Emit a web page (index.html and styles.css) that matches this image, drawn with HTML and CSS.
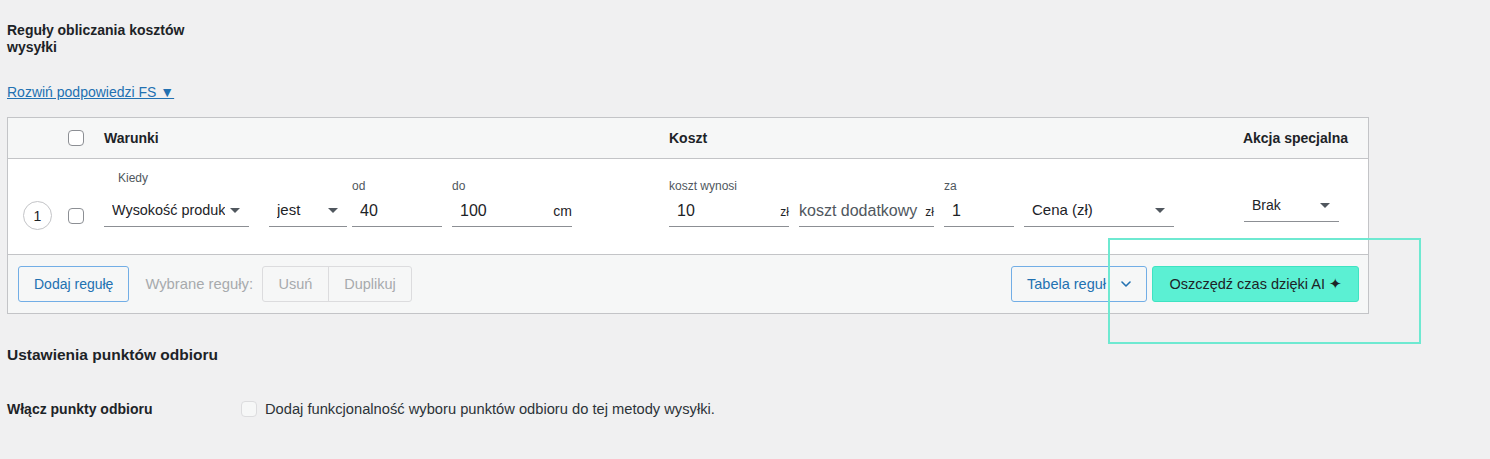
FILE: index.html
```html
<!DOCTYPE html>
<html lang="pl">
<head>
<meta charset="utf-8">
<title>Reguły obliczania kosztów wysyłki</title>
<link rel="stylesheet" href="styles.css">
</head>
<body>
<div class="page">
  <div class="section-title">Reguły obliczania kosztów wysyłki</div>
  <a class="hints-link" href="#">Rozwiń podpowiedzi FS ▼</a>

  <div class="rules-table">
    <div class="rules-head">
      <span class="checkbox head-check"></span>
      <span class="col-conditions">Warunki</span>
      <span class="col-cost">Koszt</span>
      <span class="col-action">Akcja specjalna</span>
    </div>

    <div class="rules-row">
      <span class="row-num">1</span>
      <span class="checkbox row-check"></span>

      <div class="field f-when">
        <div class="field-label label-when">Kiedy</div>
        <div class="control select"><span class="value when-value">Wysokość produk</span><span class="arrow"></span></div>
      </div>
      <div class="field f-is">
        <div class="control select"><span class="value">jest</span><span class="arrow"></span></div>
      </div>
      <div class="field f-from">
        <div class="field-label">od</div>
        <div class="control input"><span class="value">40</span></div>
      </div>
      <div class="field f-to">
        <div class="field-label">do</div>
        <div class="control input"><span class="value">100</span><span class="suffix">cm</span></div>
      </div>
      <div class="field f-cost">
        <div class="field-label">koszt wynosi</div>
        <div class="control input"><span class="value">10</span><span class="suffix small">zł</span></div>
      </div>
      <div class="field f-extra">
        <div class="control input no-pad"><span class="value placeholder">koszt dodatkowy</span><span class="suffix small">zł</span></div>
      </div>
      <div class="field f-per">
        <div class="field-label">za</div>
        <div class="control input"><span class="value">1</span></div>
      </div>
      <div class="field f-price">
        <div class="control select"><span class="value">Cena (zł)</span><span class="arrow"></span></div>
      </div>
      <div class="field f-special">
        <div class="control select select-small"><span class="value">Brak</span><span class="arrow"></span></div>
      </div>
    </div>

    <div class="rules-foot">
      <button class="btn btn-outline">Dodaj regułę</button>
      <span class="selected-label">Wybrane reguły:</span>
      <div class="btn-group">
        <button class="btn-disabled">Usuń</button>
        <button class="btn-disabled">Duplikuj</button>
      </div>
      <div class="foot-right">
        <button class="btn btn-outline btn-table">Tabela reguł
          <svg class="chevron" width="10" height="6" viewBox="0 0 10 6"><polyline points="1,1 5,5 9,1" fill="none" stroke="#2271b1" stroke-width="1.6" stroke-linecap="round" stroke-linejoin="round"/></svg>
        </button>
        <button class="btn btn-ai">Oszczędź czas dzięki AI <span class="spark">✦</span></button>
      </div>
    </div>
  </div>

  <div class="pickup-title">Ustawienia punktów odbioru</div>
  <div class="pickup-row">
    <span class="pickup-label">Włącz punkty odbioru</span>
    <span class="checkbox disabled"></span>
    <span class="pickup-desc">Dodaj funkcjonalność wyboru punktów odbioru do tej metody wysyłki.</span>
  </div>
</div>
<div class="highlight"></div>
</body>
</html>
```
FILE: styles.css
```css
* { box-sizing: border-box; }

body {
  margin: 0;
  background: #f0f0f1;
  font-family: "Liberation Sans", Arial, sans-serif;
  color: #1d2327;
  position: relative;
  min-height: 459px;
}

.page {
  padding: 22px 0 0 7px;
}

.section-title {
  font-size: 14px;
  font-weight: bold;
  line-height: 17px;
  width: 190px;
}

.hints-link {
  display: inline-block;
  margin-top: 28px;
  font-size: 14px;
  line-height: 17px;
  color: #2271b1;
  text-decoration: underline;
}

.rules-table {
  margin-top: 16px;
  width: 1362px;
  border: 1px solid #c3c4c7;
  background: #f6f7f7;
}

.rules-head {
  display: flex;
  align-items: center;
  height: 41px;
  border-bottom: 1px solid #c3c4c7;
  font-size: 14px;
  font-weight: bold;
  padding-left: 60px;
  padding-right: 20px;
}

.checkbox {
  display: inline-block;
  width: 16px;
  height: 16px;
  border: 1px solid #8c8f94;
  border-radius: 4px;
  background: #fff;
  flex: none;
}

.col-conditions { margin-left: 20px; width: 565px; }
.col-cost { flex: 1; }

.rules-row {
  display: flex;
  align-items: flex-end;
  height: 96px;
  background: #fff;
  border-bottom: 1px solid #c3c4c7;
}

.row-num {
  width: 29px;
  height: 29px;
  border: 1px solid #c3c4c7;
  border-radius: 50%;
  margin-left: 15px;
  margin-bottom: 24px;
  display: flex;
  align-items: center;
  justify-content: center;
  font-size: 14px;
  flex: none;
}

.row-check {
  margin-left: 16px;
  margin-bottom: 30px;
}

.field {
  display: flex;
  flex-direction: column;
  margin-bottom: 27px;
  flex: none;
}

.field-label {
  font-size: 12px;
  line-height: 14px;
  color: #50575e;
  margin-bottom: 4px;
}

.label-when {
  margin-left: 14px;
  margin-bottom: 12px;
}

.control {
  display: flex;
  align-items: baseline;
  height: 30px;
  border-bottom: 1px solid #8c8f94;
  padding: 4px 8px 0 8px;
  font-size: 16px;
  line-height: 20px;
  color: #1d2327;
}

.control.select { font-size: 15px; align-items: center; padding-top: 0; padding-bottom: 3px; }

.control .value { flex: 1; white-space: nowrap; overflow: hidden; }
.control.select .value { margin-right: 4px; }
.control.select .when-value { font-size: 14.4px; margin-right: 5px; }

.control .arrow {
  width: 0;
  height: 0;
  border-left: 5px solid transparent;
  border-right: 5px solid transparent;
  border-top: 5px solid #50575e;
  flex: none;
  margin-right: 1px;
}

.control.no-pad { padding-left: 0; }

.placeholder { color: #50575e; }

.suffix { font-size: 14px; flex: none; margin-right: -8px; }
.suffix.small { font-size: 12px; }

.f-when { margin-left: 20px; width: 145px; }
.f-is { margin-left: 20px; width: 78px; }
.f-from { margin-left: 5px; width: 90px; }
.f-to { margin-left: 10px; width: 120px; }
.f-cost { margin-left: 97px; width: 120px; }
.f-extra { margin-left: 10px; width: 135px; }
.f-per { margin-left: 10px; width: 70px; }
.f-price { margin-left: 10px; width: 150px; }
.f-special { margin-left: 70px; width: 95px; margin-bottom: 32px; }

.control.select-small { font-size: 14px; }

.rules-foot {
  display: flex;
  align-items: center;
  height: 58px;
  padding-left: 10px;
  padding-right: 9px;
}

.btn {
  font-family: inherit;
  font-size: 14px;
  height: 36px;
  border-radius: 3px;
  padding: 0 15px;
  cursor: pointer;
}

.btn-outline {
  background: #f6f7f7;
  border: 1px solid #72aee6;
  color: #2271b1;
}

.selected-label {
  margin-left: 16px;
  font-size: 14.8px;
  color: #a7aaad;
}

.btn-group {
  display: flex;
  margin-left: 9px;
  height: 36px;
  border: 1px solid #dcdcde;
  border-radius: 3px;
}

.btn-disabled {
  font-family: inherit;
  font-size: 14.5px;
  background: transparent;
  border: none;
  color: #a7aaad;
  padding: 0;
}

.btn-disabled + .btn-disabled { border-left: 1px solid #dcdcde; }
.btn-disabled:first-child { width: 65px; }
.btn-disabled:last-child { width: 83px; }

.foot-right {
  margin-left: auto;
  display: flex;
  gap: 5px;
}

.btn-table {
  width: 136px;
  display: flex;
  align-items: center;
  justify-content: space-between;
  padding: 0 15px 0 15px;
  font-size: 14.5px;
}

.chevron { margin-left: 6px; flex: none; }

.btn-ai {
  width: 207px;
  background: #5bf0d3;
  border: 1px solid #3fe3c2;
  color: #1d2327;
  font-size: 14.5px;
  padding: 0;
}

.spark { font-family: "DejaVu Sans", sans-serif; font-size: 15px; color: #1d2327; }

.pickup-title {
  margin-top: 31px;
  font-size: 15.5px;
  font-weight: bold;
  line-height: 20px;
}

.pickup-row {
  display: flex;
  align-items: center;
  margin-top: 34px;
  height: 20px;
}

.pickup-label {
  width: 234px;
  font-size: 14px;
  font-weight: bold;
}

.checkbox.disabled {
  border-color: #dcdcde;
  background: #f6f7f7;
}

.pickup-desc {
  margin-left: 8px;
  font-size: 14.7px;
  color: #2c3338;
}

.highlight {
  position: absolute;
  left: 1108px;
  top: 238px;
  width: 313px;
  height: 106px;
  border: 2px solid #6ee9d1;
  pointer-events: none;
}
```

OBJECTIVE:
Within the data above, pick out all lines holding the word "page".

ANSWER FOR THIS EXERCISE:
Emit a web page (index.html and styles.css) that matches this image, drawn with HTML and CSS.
<div class="page">
.page {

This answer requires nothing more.